The endorsement comes as something of a surprise. Casey, a deliberative and cautious politician, had been adamant about remaining neutral until after the April 22 primary. He had said he wanted to help unify the party after the intensifying fight between Obama and Sen. Hillary Rodham Clinton.

Flashback: Wright’s letter to NYT about Obama

Thank you for engaging in one of the biggest misrepresentations of the truth I have ever seen in sixty-five years. You sat and shared with me for two hours. You told me you were doing a “Spiritual Biography” of Senator Barack Obama. For two hours, I shared with you how I thought he was the most principled individual in public service that I have ever met.

For two hours, I talked with you about how idealistic he was. For two hours I shared with you what a genuine human being he was. I told you how incredible he was as a man who was an African American in public service, and as a man who refused to announce his candidacy for President until Carol Moseley Braun indicated one way or the other whether or not she was going to run.

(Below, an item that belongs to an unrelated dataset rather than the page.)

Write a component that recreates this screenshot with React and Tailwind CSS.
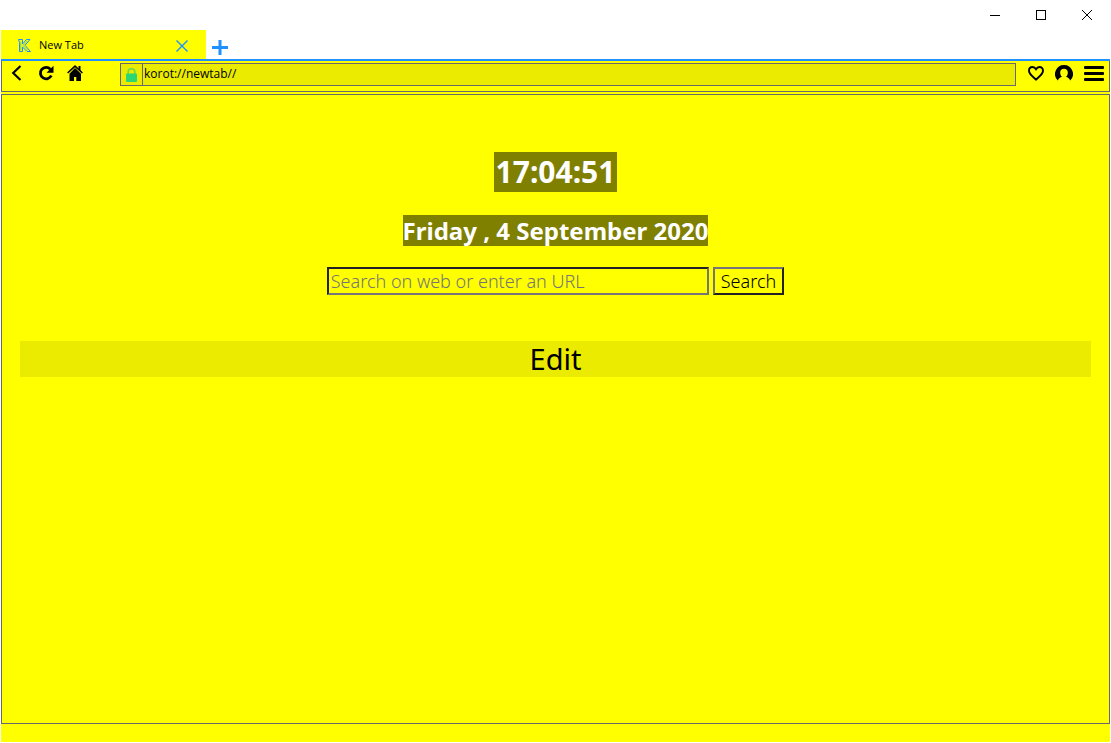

I told you what a dreamer he was. I told you how idealistic he was. We talked about how refreshing it would be for someone who knew about Islam to be in the Oval Office. Your own question to me was, Didn’t I think it would be incredible to have somebody in the Oval Office who not only knew about Muslims, but had living and breathing Muslims in his own family? I told you how important it would be to have a man who not only knew the difference between Shiites and Sunnis prior to 9/11/01 in the Oval Office, but also how important it would be to have a man who knew what Sufism was; a man who understood that there were different branches of Judaism; a man who knew the difference between Hasidic Jews, Orthodox Jews, Conservative Jews and Reformed Jews; and a man who was a devout Christian, but who did not prejudge others because they believed something other than what he believed.